Estaba anocheciendo y empezaba a hacer frío. Alguno de mis hermanos ya me estaría buscando. O mamá, con el chicote. Cuello, que se había bajado media botella, se levantó la camisa sucia y mostró otra vez el torso.
--Indios amigos, nos llamaban. Estas son las caricias que les hacen a sus amigos. El comandante Rudecindo Roca, traidor, cuando nos presentamos en Villa Mercedes a cobrar las raciones que nos debían.

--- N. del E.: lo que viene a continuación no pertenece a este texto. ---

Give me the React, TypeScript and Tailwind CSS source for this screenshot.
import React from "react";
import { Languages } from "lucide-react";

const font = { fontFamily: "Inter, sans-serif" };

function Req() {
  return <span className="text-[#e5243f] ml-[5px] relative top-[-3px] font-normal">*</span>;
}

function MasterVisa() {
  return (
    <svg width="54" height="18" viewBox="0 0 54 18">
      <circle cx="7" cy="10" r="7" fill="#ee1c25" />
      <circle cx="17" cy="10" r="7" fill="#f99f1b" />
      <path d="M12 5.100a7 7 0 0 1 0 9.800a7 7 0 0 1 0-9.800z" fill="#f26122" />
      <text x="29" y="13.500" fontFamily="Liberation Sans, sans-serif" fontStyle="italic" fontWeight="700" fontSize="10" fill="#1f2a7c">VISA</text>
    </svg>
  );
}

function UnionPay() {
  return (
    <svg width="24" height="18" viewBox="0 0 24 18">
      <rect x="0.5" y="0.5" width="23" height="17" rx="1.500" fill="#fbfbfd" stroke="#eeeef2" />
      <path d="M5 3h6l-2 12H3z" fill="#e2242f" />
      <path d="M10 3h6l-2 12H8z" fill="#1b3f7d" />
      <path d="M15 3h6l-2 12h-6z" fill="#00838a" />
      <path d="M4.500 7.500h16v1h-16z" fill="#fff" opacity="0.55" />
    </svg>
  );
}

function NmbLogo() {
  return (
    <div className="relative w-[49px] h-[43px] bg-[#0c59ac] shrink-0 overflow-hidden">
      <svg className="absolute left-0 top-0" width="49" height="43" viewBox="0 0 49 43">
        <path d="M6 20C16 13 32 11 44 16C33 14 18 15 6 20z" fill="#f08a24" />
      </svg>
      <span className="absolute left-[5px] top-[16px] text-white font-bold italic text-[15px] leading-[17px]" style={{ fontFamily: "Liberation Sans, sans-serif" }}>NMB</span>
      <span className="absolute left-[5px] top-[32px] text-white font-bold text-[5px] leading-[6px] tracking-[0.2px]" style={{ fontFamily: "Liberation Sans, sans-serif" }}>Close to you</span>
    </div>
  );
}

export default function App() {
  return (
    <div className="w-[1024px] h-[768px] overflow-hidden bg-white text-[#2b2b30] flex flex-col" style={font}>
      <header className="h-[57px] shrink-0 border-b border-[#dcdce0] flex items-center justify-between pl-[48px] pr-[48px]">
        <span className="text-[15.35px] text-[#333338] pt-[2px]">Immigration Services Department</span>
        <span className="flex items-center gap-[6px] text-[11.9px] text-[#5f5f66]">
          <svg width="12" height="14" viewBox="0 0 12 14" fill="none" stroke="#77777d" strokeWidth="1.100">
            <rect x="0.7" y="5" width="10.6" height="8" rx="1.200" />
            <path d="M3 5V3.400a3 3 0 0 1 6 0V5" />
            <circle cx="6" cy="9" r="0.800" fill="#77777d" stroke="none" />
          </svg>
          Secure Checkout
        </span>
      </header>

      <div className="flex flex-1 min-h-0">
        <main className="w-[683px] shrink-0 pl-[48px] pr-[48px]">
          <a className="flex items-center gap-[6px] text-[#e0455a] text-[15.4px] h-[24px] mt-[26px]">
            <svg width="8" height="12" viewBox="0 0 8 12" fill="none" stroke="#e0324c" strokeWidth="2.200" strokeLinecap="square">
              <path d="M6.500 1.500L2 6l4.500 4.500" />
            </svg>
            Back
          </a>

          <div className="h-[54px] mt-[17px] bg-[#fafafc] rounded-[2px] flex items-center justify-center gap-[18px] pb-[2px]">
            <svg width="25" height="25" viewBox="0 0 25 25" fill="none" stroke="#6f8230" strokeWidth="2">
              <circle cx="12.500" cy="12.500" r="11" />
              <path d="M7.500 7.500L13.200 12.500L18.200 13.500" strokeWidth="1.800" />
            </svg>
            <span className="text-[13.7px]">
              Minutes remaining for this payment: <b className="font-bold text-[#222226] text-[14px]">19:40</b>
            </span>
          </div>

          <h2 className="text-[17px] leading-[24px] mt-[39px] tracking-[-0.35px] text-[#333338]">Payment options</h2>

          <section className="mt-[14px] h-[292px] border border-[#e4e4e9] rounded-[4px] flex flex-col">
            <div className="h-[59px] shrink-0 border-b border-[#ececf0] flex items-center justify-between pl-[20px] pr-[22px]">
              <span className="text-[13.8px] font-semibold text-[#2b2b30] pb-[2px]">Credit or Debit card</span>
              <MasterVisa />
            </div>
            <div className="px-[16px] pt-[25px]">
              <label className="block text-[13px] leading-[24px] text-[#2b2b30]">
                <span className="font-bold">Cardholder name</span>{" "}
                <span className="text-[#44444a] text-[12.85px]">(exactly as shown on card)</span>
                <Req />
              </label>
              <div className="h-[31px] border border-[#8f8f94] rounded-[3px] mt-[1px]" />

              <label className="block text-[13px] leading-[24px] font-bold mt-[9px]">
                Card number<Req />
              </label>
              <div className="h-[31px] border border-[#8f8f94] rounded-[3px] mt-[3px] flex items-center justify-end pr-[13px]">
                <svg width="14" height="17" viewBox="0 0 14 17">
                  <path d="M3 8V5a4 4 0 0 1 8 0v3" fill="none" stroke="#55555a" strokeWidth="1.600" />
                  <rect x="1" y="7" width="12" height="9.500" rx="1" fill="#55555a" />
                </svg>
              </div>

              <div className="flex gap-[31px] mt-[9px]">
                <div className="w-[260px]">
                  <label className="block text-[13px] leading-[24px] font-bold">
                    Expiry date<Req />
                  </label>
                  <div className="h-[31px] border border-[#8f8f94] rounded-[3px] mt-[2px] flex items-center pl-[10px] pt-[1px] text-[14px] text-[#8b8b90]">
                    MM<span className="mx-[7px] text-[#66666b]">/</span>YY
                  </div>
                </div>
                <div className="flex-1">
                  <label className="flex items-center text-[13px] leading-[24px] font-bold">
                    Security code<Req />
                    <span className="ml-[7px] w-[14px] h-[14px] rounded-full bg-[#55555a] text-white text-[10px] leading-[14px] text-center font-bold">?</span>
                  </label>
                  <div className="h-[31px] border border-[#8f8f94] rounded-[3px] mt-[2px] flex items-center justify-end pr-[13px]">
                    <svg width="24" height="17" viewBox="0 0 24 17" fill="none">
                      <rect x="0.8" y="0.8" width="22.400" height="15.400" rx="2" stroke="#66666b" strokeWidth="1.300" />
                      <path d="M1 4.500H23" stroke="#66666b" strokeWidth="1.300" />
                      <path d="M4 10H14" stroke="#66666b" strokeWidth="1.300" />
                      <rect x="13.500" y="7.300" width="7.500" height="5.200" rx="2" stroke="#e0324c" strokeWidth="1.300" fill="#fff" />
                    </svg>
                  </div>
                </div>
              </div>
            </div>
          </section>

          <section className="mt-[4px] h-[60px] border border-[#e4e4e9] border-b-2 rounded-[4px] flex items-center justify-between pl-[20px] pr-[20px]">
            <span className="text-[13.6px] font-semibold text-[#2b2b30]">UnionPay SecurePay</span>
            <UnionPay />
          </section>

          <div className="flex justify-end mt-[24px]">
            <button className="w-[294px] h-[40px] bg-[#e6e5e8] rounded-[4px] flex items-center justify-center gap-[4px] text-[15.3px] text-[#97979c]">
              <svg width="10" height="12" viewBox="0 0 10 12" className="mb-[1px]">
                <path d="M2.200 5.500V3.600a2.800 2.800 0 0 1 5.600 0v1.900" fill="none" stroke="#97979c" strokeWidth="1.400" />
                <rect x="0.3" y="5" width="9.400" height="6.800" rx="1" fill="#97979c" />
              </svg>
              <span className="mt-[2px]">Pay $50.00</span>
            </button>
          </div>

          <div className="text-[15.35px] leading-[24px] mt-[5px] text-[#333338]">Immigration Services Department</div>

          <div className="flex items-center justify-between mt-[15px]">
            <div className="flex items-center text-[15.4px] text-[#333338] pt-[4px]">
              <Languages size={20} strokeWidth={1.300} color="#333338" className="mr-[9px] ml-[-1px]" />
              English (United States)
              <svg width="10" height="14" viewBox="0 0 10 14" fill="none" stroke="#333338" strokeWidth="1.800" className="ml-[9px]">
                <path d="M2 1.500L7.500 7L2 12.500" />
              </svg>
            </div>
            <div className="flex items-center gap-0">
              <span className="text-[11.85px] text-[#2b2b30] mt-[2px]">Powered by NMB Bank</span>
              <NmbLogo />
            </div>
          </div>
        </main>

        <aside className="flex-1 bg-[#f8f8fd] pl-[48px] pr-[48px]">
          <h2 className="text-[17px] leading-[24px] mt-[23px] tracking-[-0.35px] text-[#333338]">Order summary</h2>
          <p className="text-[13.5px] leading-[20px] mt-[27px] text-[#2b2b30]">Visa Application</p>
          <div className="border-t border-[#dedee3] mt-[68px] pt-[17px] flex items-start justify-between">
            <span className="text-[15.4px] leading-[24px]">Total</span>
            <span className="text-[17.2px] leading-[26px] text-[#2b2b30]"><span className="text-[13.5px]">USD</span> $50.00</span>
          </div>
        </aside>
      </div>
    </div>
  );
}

Ramón seguía siendo el primer lancero de Linconao. Lanceó más y mejor que los otros. Salvó a muchos de los suyos de la captura y el fusilamiento. Tal vez por eso nunca le faltaba el saludo de los paisanos que le quedaban en General Acha, ni un plato de comida que no era de limosna, sino en memoria de su valentía.
Esa tarde se hizo de noche y nadie fue a buscarme porque me esperaban en casa. No mamá, sino mi padre en persona, a solas, sin chicote. Me preparé para lo peor.

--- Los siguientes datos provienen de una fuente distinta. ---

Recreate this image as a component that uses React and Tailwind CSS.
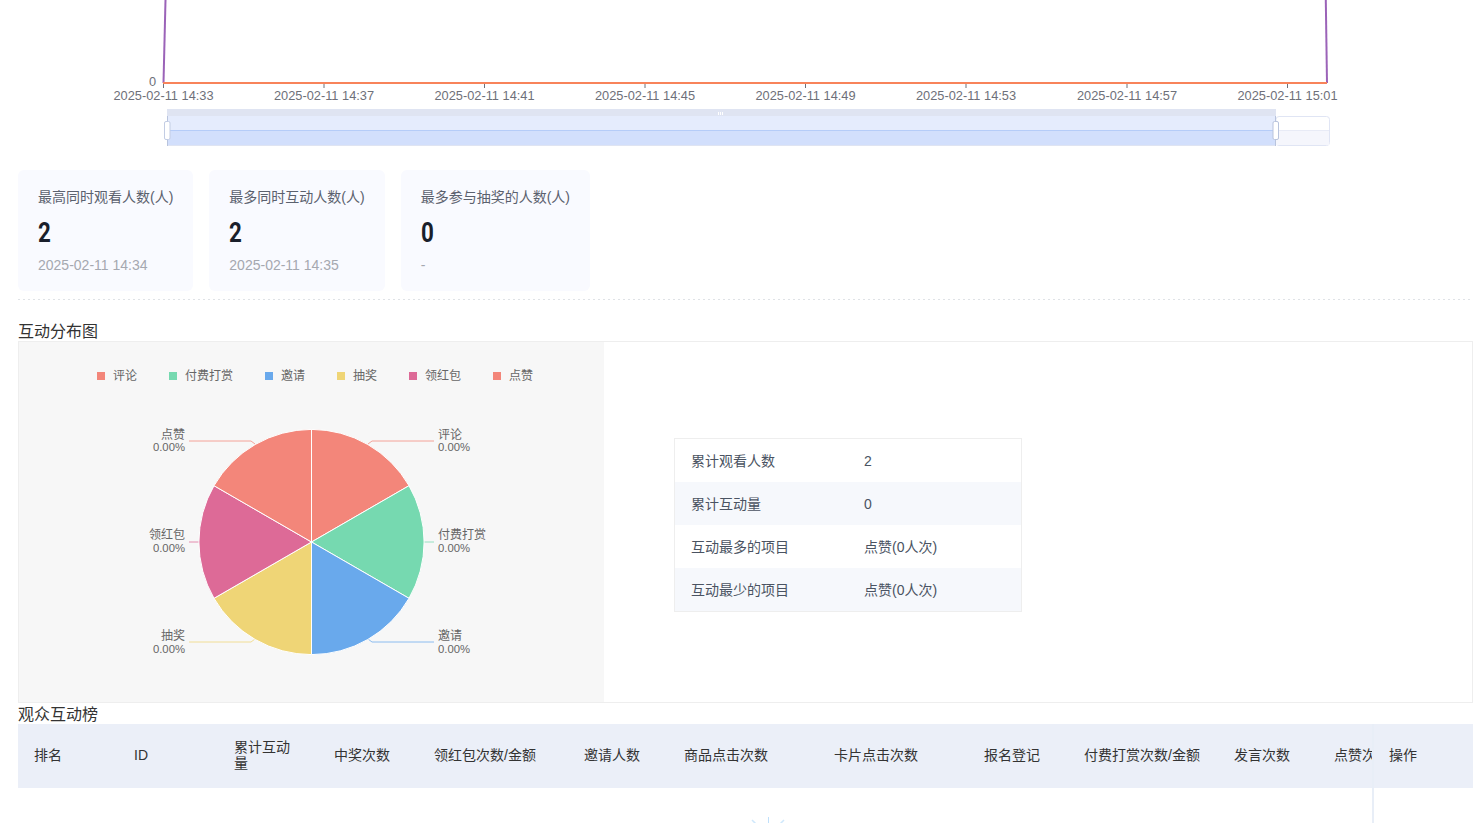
const FONT = "font-['Liberation_Sans','Noto_Sans_CJK_SC',sans-serif]";

const TICKS = [
  [163.5, "2025-02-11 14:33"],
  [324, "2025-02-11 14:37"],
  [484.5, "2025-02-11 14:41"],
  [645, "2025-02-11 14:45"],
  [805.5, "2025-02-11 14:49"],
  [966, "2025-02-11 14:53"],
  [1127, "2025-02-11 14:57"],
  [1287.5, "2025-02-11 15:01"],
];

const CARDS = [
  { title: "最高同时观看人数(人)", value: "2", time: "2025-02-11 14:34" },
  { title: "最多同时互动人数(人)", value: "2", time: "2025-02-11 14:35" },
  { title: "最多参与抽奖的人数(人)", value: "0", time: "-" },
];

const LEGEND = [
  ["评论", "bg-[#f3867a]"],
  ["付费打赏", "bg-[#76d9b0]"],
  ["邀请", "bg-[#69a9ec]"],
  ["抽奖", "bg-[#efd576]"],
  ["领红包", "bg-[#dd6a97]"],
  ["点赞", "bg-[#f3867a]"],
];

const SECTORS = [
  ["#f3867a", "311.5,429.4", "409,485.7"],
  ["#76d9b0", "409,485.7", "409,598.3"],
  ["#69a9ec", "409,598.3", "311.5,654.6"],
  ["#efd576", "311.5,654.6", "214,598.3"],
  ["#dd6a97", "214,598.3", "214,485.7"],
  ["#f3867a", "214,485.7", "311.5,429.4"],
];

const LEADERS = [
  ["#f3867a", "368,444 372,441 434,441"],
  ["#76d9b0", "424,542 434,542"],
  ["#69a9ec", "368,639 372,642 434,642"],
  ["#efd576", "255,639 251,642 189,642"],
  ["#dd6a97", "199,542 189,542"],
  ["#f3867a", "255,444 251,441 189,441"],
];

const LABELS = [
  ["评论", 438, 438.5, 451, "start"],
  ["付费打赏", 438, 538.5, 552, "start"],
  ["邀请", 438, 639.5, 653, "start"],
  ["抽奖", 185, 639.5, 653, "end"],
  ["领红包", 185, 538.5, 552, "end"],
  ["点赞", 185, 438.5, 451, "end"],
];

const SUMMARY = [
  ["累计观看人数", "2"],
  ["累计互动量", "0"],
  ["互动最多的项目", "点赞(0人次)"],
  ["互动最少的项目", "点赞(0人次)"],
];

const COLUMNS = [
  ["排名", "w-[100px]"],
  ["ID", "w-[100px]"],
  ["累计互动量", "w-[100px]"],
  ["中奖次数", "w-[100px]"],
  ["领红包次数/金额", "w-[150px]"],
  ["邀请人数", "w-[100px]"],
  ["商品点击次数", "w-[150px]"],
  ["卡片点击次数", "w-[150px]"],
  ["报名登记", "w-[100px]"],
  ["付费打赏次数/金额", "w-[150px]"],
  ["发言次数", "w-[100px]"],
  ["点赞次数", "w-[100px]"],
];

function TrendChart() {
  return (
    <svg viewBox="0 0 1473 170" className="block w-[1473px] h-[170px] -ml-[18px]">
      <text x="156" y="86" textAnchor="end" fontSize="12.8" fill="#6e7079">0</text>
      <path d="M165.5 0 L163.5 83" stroke="#9b63b8" strokeWidth="2" fill="none" />
      <path d="M1325.8 0 L1327 83" stroke="#9b63b8" strokeWidth="2" fill="none" />
      <path d="M163 83 H1327" stroke="#f8835a" strokeWidth="2" fill="none" />
      {TICKS.map(([x, label]) => (
        <g key={label}>
          <path d={`M${x} 84 V88`} stroke="#6e7079" strokeWidth="1" />
          <text x={x} y="100" textAnchor="middle" fontSize="12.8" fill="#6e7079">{label}</text>
        </g>
      ))}
      {/* dataZoom */}
      <rect x="1276" y="116.5" width="53.5" height="29" rx="3" fill="#ffffff" stroke="#e0e5f4" />
      <rect x="1276" y="131" width="53" height="14" fill="#f5f6fc" />
      <path d="M1276 130.5 H1329" stroke="#e8ebf6" />
      <rect x="167" y="109" width="1109" height="7" fill="#dfe4f2" />
      <rect x="167" y="116" width="1109" height="14" fill="#e5ecfd" />
      <rect x="167" y="130" width="1109" height="16" fill="#d2dffc" />
      <path d="M167 130.5 H1276" stroke="#b5ccf8" />
      <path d="M167 145.5 H1276" stroke="#dfe4f2" />
      <path d="M167.5 116 V146 M1275.5 116 V146" stroke="#b9c4dd" />
      <rect x="164.5" y="121.5" width="5.5" height="18" rx="1.5" fill="#ffffff" stroke="#c3cde4" />
      <rect x="1273" y="121.5" width="5.5" height="18" rx="1.5" fill="#ffffff" stroke="#b9c4dd" />
      <path d="M718.5 112 V115 M720.5 112 V115 M722.5 112 V115" stroke="#ffffff" />
    </svg>
  );
}

function StatCard({ title, value, time }) {
  return (
    <div className="bg-[#f9faff] rounded-md px-5 pt-[18px] pb-[17px]">
      <div className="text-sm leading-[18px] text-[#5b616e] whitespace-nowrap">{title}</div>
      <div className="mt-[13px] h-7 text-[28px] leading-7 font-bold text-[#1a1f2b] font-['Roboto',sans-serif] scale-x-[0.8] origin-left">{value}</div>
      <div className="mt-[9px] text-sm leading-[18px] text-[#a5a8b0]">{time}</div>
    </div>
  );
}

function PiePanel() {
  return (
    <div className="w-[585px] bg-[#f7f7f7] flex flex-col">
      <div className="flex gap-8 pl-[78px] pt-[26px]">
        {LEGEND.map(([name, color]) => (
          <div key={name} className="flex items-center gap-2 text-xs leading-4 text-[#666666]">
            <span className={`w-2 h-2 ${color}`} />
            {name}
          </div>
        ))}
      </div>
      <svg viewBox="19 384 585 318" className="block w-[585px] h-[318px]">
        {LEADERS.map(([color, pts], i) => (
          <polyline key={i} points={pts} fill="none" stroke={color} strokeOpacity="0.75" strokeWidth="1" />
        ))}
        {SECTORS.map(([color, a, b], i) => (
          <path key={i} d={`M311.5 542 L${a} A112.6 112.6 0 0 1 ${b} Z`} fill={color} stroke="#ffffff" strokeWidth="1" />
        ))}
        {LABELS.map(([name, x, y, y2, anchor]) => (
          <g key={name} fill="#666666" textAnchor={anchor}>
            <text x={x} y={y} fontSize="12">{name}</text>
            <text x={x} y={y2} fontSize="11.3">0.00%</text>
          </g>
        ))}
      </svg>
    </div>
  );
}

function SummaryTable() {
  return (
    <div className="w-[348px] border border-[#eeeeee] text-sm">
      {SUMMARY.map(([label, value], i) => (
        <div key={label} className={`flex items-center h-[43px] pl-4 ${i % 2 ? "bg-[#f6f8fc]" : "bg-white"}`}>
          <div className="w-[173px] text-[#4a5362]">{label}</div>
          <div className="text-[#4a5362]">{value}</div>
        </div>
      ))}
    </div>
  );
}

function RankTable() {
  return (
    <div className="flex text-sm text-[#333333]">
      <div className="w-[1354px] overflow-hidden">
        <div className="flex h-16 pb-0.5 bg-[#ebeff8] items-center w-max">
          {COLUMNS.map(([name, w]) => (
            <div key={name} className={`${w} px-4 leading-4 shrink-0`}>{name}</div>
          ))}
        </div>
        <svg viewBox="0 0 36 8" className="block w-9 h-2 mt-[29px] ml-[732px]">
          <path d="M18.5 0 V8" stroke="#bfe0fb" strokeWidth="1" />
          <path d="M2 3 L6 7 M34 3 L30 7" stroke="#cfe8fc" strokeWidth="1.5" />
        </svg>
      </div>
      <div className="w-[101px] border-l-2 border-[#e8eef7]">
        <div className="h-16 pb-0.5 bg-[#ebeff8] flex items-center pl-[15px]">操作</div>
      </div>
    </div>
  );
}

export default function App() {
  return (
    <div className={`${FONT} w-[1473px] h-[823px] overflow-hidden bg-white pl-[18px]`}>
      <TrendChart />
      <div className="flex gap-4">
        {CARDS.map((c) => (
          <StatCard key={c.title} {...c} />
        ))}
      </div>
      <div className="mt-2 h-px bg-[repeating-linear-gradient(90deg,#dfe2e6_0_2px,transparent_2px_5px)]" />
      <h3 className="mt-5 pt-[2px] text-base leading-[19px] text-[#333333]">互动分布图</h3>
      <div className="flex items-start border border-[#eeeeee]">
        <PiePanel />
        <div className="ml-[70px] mt-24">
          <SummaryTable />
        </div>
      </div>
      <h3 className="pt-[2px] text-base leading-[19px] text-[#333333]">观众互动榜</h3>
      <RankTable />
    </div>
  );
}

--Ya me contaron con qué compañeros se junta usted. Y qué clase de regalos les ofrece. No será por mi culpa que el árbol se tuerza. El año que viene se va interno a Buenos Aires, y empieza el secundario con los curas. Va a costar un sacrificio, pero no voy a permitirle que se convierta en un vago y un delincuente.
Papá no había estado para fundar General Acha hacía casi tres décadas. Fueron los indios amigos que el futuro gobernador trajo en carros desde San Luis, junto con las tropas de línea, los que cavaron las fundaciones, los que desbrozaron la llanura. Cuando el ejército se fue de Acha, los amigos se quedaron sin empleo y sin sueldos.
Se buscaron la vida como jornaleros, o se hicieron pequeños criadores en tierras que estaban donde quisieron dárselas.
Ese año se festejó el Centenario de la Revolución de Mayo. La Argentina tiraba la casa por la ventana para que el mundo la viera. Buenos Aires parecía una sola luminaria encendida. Mis padres fueron a la celebración y me llevaron, quizá para que empezara a tomarle el gusto a la gran ciudad y me acomodase al encierro que me esperaba pronto.
Hice buena letra los meses siguientes y no volví a ver a Cuello. Pero él nos volvería a ver a todos.
Para el 9 de julio las fuerzas vivas de Acha se reunieron en el edificio municipal. Tocó la banda, se cantó el himno, se agotó la reserva de discursos sobrantes en las carpetas desde el 25 de Mayo.
En el gran silencio que siempre precedía a la salida de las filas, antes de los churros y el chocolate aromático, se oyó una voz que nadie esperaba, perfectamente clara y alta.
“Escuadrón Ranqueles de Villa Sarmiento, ¡¡presente!!”
Era Cuello. Llevaba el uniforme del ejército de línea que tenía en la primera foto. De lejos, al menos, parecía compuesto y cepillado. Calzaba un par de guantes. Sobre la garganta brillaba un pañuelo rojo.
Se iba acercando al podio, marcando el paso por el corredor central, entre las hileras de alumnos.
Se detuvo al llegar al escenario. Nos miró fijo, inmóvil. Estaba sobrio.
“Ramón Cuello, indio argentino, ¡¡presente!!”
Entonces ladeó la cara, juntó la saliva de tabaco que llevaba en el buche, y escupió.